Hecke

Hecke is a software package for algebraic number theory maintained by Claus Fieker, Carlo Sircana and Tommy Hofmann. It is written in julia and is based on the computer algebra package Nemo.

So far, Hecke provides the following features:

• Orders (including element and ideal arithmetic) in number fields
• Computation of maximal orders
• Verified residue computations of Dedekind zeta functions
• Class and Unit group computation, S-units, PID testing
• Lattice enumeration
• Sparse linear algebra
• Normal forms for modules over maximal orders
• Extensions of number fields, non-simple extensions of number fields
• Orders and ideals in extensions of fields
• Abelian groups
• Ray class groups, quotients of ray class groups
• Invariant subgroups
• Class Field Theory
• Associative Algebras

Installation

To use Hecke, a julia version of 1.0 is necessary (the latest stable julia version will do). Please see http://julialang.org/downloads for instructions on how to obtain julia for your system.
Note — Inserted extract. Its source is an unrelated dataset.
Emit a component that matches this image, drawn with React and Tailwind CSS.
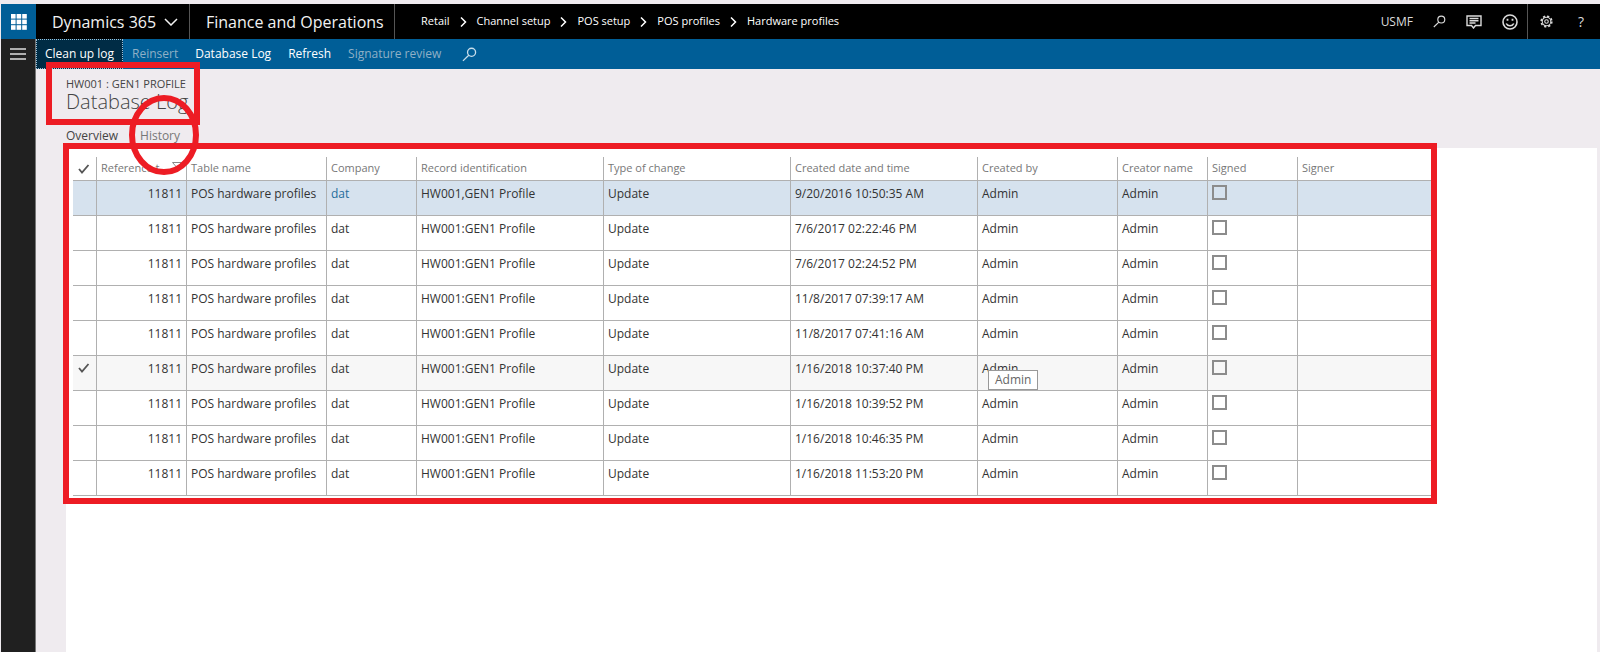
const columns = [
  { label: "Reference t...", width: "w-[90px]" },
  { label: "Table name", width: "w-[140px]" },
  { label: "Company", width: "w-[90px]" },
  { label: "Record identification", width: "w-[187px]" },
  { label: "Type of change", width: "w-[187px]" },
  { label: "Created date and time", width: "w-[187px]" },
  { label: "Created by", width: "w-[140px]" },
  { label: "Creator name", width: "w-[90px]" },
  { label: "Signed", width: "w-[90px]" },
  { label: "Signer", width: "" },
];

const rows = [
  { record: "HW001,GEN1 Profile", created: "9/20/2016 10:50:35 AM", active: true },
  { record: "HW001:GEN1 Profile", created: "7/6/2017 02:22:46 PM" },
  { record: "HW001:GEN1 Profile", created: "7/6/2017 02:24:52 PM" },
  { record: "HW001:GEN1 Profile", created: "11/8/2017 07:39:17 AM" },
  { record: "HW001:GEN1 Profile", created: "11/8/2017 07:41:16 AM" },
  { record: "HW001:GEN1 Profile", created: "1/16/2018 10:37:40 PM", hovered: true },
  { record: "HW001:GEN1 Profile", created: "1/16/2018 10:39:52 PM" },
  { record: "HW001:GEN1 Profile", created: "1/16/2018 10:46:35 PM" },
  { record: "HW001:GEN1 Profile", created: "1/16/2018 11:53:20 PM" },
];

const crumbs = ["Retail", "Channel setup", "POS setup", "POS profiles", "Hardware profiles"];

function SearchIcon({ className }) {
  return (
    <svg viewBox="0 0 16 16" className={className} fill="none" stroke="currentColor" strokeWidth="1.4" aria-hidden="true">
      <circle cx="10.2" cy="5.6" r="4.3" />
      <path d="M7.2 8.8 1 14.8" />
    </svg>
  );
}

function CheckIcon() {
  return (
    <svg viewBox="0 0 12 10" className="h-[10px] w-3" fill="none" stroke="#555" strokeWidth="1.8" aria-hidden="true">
      <path d="M1 5 4 8.5 10.5 1" />
    </svg>
  );
}

function TopBar() {
  return (
    <header className="flex h-[35px] items-stretch bg-black text-white">
      <button aria-label="App launcher" className="flex w-[35px] items-center justify-center bg-[#005e97]">
        <svg viewBox="0 0 16 16" className="size-4" fill="#fff" aria-hidden="true">
          {[0, 5.6, 11.2].map((y) => [0, 5.6, 11.2].map((x) => <rect key={x + "-" + y} x={x} y={y} width="4.6" height="4.6" />))}
        </svg>
      </button>
      <button className="flex w-[153px] items-center gap-2 pl-4 text-base text-[#f2f2f2]">
        <span>Dynamics 365</span>
        <svg viewBox="0 0 14 8" className="h-2 w-[14px]" fill="none" stroke="currentColor" strokeWidth="1.5" aria-hidden="true">
          <path d="M1 1l6 6 6-6" />
        </svg>
      </button>
      <div className="flex w-[206px] items-center whitespace-nowrap border-x border-[#555] pl-4 text-base text-[#f2f2f2]">
        Finance and Operations
      </div>
      <nav aria-label="Breadcrumb" className="flex items-center gap-[10px] pl-[26px] text-[11px] font-medium">
        {crumbs.map((c, i) => (
          <span key={c} className="flex items-center gap-[10px]">
            {i > 0 && (
              <svg viewBox="0 0 7 10" className="h-[10px] w-[7px]" fill="none" stroke="currentColor" strokeWidth="1.5" aria-hidden="true">
                <path d="M1 .5 5.500 5 1 9.500" />
              </svg>
            )}
            <a href="#" className="whitespace-nowrap">{c}</a>
          </span>
        ))}
      </nav>
      <div className="ml-auto flex items-center text-[#dcdcdc]">
        <button className="mr-5 text-xs font-medium">USMF</button>
        <button aria-label="Search" className="mr-5"><SearchIcon className="size-[13px]" /></button>
        <button aria-label="Messages" className="mr-5">
          <svg viewBox="0 0 16 14" className="h-[14px] w-4" fill="none" stroke="currentColor" strokeWidth="1.4" aria-hidden="true">
            <path d="M1 1h14v9.500H9.500L7.500 13 5.500 10.500H1zM3.500 3.500h9M3.500 5.700h9M3.500 8h6" />
          </svg>
        </button>
        <button aria-label="Feedback" className="mr-[9px]">
          <svg viewBox="0 0 16 16" className="size-4" fill="none" stroke="currentColor" strokeWidth="1.6" aria-hidden="true">
            <circle cx="8" cy="8" r="7" />
            <path d="M4.2 9.500c1.500 3 6.100 3 7.600 0" />
            <path d="M5.500 4.800v2M10.500 4.800v2" strokeWidth="1.8" />
          </svg>
        </button>
        <div className="h-full w-px bg-[#555]" />
        <button aria-label="Settings" className="mr-[25px] ml-3">
          <svg viewBox="0 0 14 14" className="size-[13px]" fill="none" stroke="currentColor" aria-hidden="true">
            <circle cx="7" cy="7" r="5.8" strokeWidth="1.6" strokeDasharray="2.4 2.15" />
            <circle cx="7" cy="7" r="4.6" strokeWidth="1.1" />
            <circle cx="7" cy="7" r="1.9" strokeWidth="1.2" />
          </svg>
        </button>
        <button aria-label="Help" className="mr-4 text-sm">?</button>
      </div>
    </header>
  );
}

function ActionBar() {
  return (
    <div className="flex h-[30px] items-stretch bg-[#005e97] text-xs font-medium whitespace-nowrap text-white">
      <button className="border border-dotted border-[#9cc3dc] bg-[#002c45] px-2">Clean up log</button>
      <div className="flex items-center gap-[17px] pl-[9px]">
        <button disabled className="font-normal text-[#8fb0c6]">Reinsert</button>
        <button>Database Log</button>
        <button>Refresh</button>
        <button disabled className="font-normal text-[#8fb0c6]">Signature review</button>
        <button aria-label="Search actions" className="ml-1 text-[#c9dfec]"><SearchIcon className="size-[15px]" /></button>
      </div>
    </div>
  );
}

function LogTable() {
  const cell = "border-b border-l border-[#b0b0b0] px-1 pt-[5px] align-top";
  return (
    <table className="w-full table-fixed border-separate border-spacing-0 text-left text-xs whitespace-nowrap text-[#333]">
      <thead>
        <tr className="h-6 text-[11px] text-[#777]">
          <th className="w-[23px] border-b border-[#b0b0b0] pl-[5px] font-normal"><CheckIcon /></th>
          {columns.map((c, i) => (
            <th key={c.label} className={"border-b border-l border-[#b0b0b0] pl-1 font-normal " + c.width}>
              {i === 0 ? (
                <span className="flex items-center justify-between pr-1">
                  <span>{c.label}</span>
                  <svg viewBox="0 0 10 10" className="-mt-1 size-[10px]" fill="none" stroke="#888" aria-hidden="true">
                    <path d="M.5.5h9L6 4.500V9L4 7.500V4.500z" />
                  </svg>
                </span>
              ) : c.label}
            </th>
          ))}
        </tr>
      </thead>
      <tbody>
        {rows.map((r, i) => (
          <tr key={i} className={"h-[35px] " + (r.active ? "bg-[#d6e2ee]" : r.hovered ? "bg-[#f7f7f7]" : "bg-white")}>
            <td className="border-b border-[#b0b0b0] pt-[7px] pl-[5px] align-top">{r.hovered && <CheckIcon />}</td>
            <td className={cell + " text-right"}>11811</td>
            <td className={cell}>POS hardware profiles</td>
            <td className={cell}>{r.active ? <a href="#" className="text-[#1f6d9c]">dat</a> : "dat"}</td>
            <td className={cell}>{r.record}</td>
            <td className={cell}>Update</td>
            <td className={cell}>{r.created}</td>
            <td className={cell}>
              <div className="relative">
                Admin
                {r.hovered && (
                  <div role="tooltip" className="absolute top-[9px] left-[6px] border border-[#999] bg-white px-[6px] py-px text-[#666]">
                    Admin
                  </div>
                )}
              </div>
            </td>
            <td className={cell}>Admin</td>
            <td className="border-b border-l border-[#b0b0b0] px-1 pt-1 align-top">
              <input
                type="checkbox"
                aria-label={"Signed " + r.created}
                className="block size-[15px] appearance-none border-2 border-[#8c8c8c]"
              />
            </td>
            <td className={cell}></td>
          </tr>
        ))}
      </tbody>
    </table>
  );
}

export default function App() {
  return (
    <div className="flex min-h-screen flex-col bg-[#efebef] pt-1 pl-px font-['Open_Sans','Noto_Sans',sans-serif]">
      <TopBar />
      <div className="flex grow">
        <aside className="w-[35px] shrink-0 border-r border-[#777] bg-[#202020]">
          <button aria-label="Expand navigation" className="flex h-[30px] w-full items-center justify-center">
            <svg viewBox="0 0 16 12" className="h-3 w-4" stroke="#ddd" strokeWidth="1.3" aria-hidden="true">
              <path d="M0 1h16M0 6h16M0 11h16" />
            </svg>
          </button>
        </aside>
        <div className="flex min-w-0 grow flex-col">
          <ActionBar />
          <main className="flex grow flex-col pr-[3px] pl-[30px]">
            <div className="relative self-start pt-[7px] pr-3">
              <p className="text-[11px] leading-4 whitespace-nowrap text-[#444]">HW001 : GEN1 PROFILE</p>
              <h1 className="text-xl leading-5 font-light whitespace-nowrap text-[#444]">Database Log</h1>
              <div className="pointer-events-none absolute -top-[7px] right-0 -bottom-[13px] -left-5 z-10 border-6 border-[#ed1c24]" />
            </div>
            <div role="tablist" className="relative flex gap-[22px] pt-[15px] pb-[3px] text-xs leading-[18px]">
              <button role="tab" aria-selected="true" className="text-[#444]">Overview</button>
              <button role="tab" aria-selected="false" className="text-[#777]">History</button>
              <svg viewBox="0 0 72 82" className="pointer-events-none absolute -top-[18px] left-[62px] z-10 h-[82px] w-[72px]" fill="none" stroke="#ed1c24" strokeWidth="6" aria-hidden="true">
                <ellipse cx="36" cy="41" rx="32" ry="37" />
              </svg>
            </div>
            <section className="grow bg-white pt-[9px] pr-[166px] pl-[7px]">
              <div className="relative">
                <LogTable />
                <div className="pointer-events-none absolute -top-[14px] -right-[6px] -bottom-2 -left-[10px] border-6 border-[#ed1c24]" />
              </div>
            </section>
          </main>
        </div>
      </div>
    </div>
  );
}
Once a suitable julia version is installed, use the following steps at the julia prompt to install Hecke:

julia> using Pkg


Quick start

Here is a quick example of using Hecke:

julia> using Hecke
...

Welcome to

_    _           _
| |  | |         | |
| |__| | ___  ___| | _____
|  __  |/ _ \/ __| |/ / _ \
| |  | |  __/ (__|   <  __/
|_|  |_|\___|\___|_|\_\___|

Version 0.5.0 ...
... which comes with absolutely no warranty whatsoever
(c) 2015-2018 by Claus Fieker, Tommy Hofmann and Carlo Sircana

julia> Qx, x = PolynomialRing(FlintQQ, "x");
julia> f = x^3 + 2;
julia> K, a = NumberField(f, "a");
julia> O = maximal_order(K);
julia> O
Maximal order of Number field over Rational Field with defining polynomial x^3 + 2
with basis [1,a,a^2]


The documentation of the single functions can also be accessed at the julia prompt. Here is an example:

help?> signature
search: signature

----------------------------------------------------------------------------

signature(O::NfMaximalOrder) -> Tuple{Int, Int}

|  Returns the signature of the ambient number field of \mathcal O.